米国防総省が、中国との潜在的な衝突に備え、防衛産業企業に対しミサイル生産量を現行の2倍から最大4倍まで引き上げるよう求めていることが明らかになった。
米紙「ウォール・ストリート・ジャーナル(WSJ)」が9月29日(現地時間)に報じたところによると、国防総省は現在の米国の武器備蓄が中国との有事に際して不足するとの懸念から「軍需品生産促進委員会」を設置し、複数回の会合を通じてミサイルメーカーに増産を要請してきた。情報筋によれば、スティーブン・ファインバーグ国防副長官が企業幹部と毎週直接連絡を取るなど、異例の介入も行われているという。

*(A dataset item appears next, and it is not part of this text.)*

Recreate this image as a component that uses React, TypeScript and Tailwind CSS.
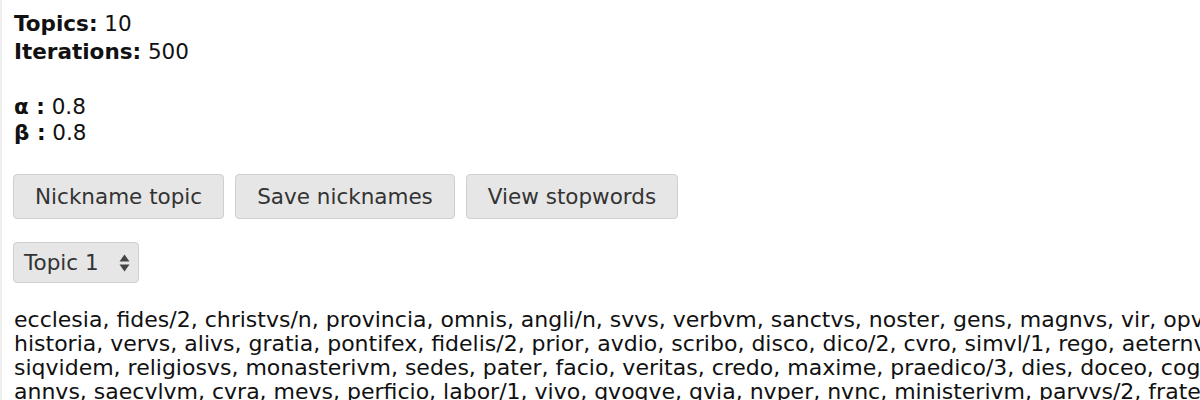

国防総省が初めて委員会を開いたのは今年6月で、ピート・ヘグセス国防長官やダン・ケイン統合参謀本部議長のほか、ロッキード・マーティン、レイセオンといった大手に加え、AI防衛企業アンデュリルやロケット推進体・バッテリー部品メーカーなども出席した。
WSJが入手した文書によれば、各社は今後6か月、18か月、24か月の段階で生産量を現在の2.5倍に拡大する計画を提示するよう求められた。さらに、新規民間資本の導入や、他社への技術ライセンス供与についても説明を要求されたという。
委員会の対象は、パトリオットミサイル、長距離対艦ミサイル、SM-6、プリズム(PrSM)、統合空対地長距離ミサイルなど12種で、特にパトリオットは需要急増に生産が追いつかず、最優先課題とされている。関係者によれば、国防総省は最終的に現行の4倍規模の年間生産を目指しているという。
ショーン・ファーネル国防総省報道官は「トランプ大統領とヘグセス長官は軍備拡大と軍需品増産のため特別な取り組みを模索している。今回の委員会は防衛産業と国防総省幹部の協力で実現した」と説明した。
一方で、目標の実現性には疑問も出ている。ミサイル1基の組み立てに約2年を要し、新規供給業者の製品を試験・認証するだけでも数か月と数億ドルが必要となるためだ。
資金面にも課題が残る。トランプ政権は昨年7月、5年間で250億ドル(約3.7兆円)の追加支援を盛り込んだ減税法に署名したが、専門家は国防総省の目標達成にはさらに数百億ドル規模が必要と指摘している。戦略国際問題研究所(CSIS)のトム・カラコ氏は「企業は政府の契約と資金支援が確定しない限り、購入者不明の兵器を生産することはない」と述べた。
米軍は2022年のロシアによるウクライナ侵攻後から生産能力への懸念を抱えてきた。戦争によりパトリオットなど高価な迎撃ミサイルの使用が急増したが、新規発注は需要に追いついていない。加えて、イスラエルとイランの衝突過程で高性能ミサイル数百発が発射され、備蓄は一段と減少したとされる。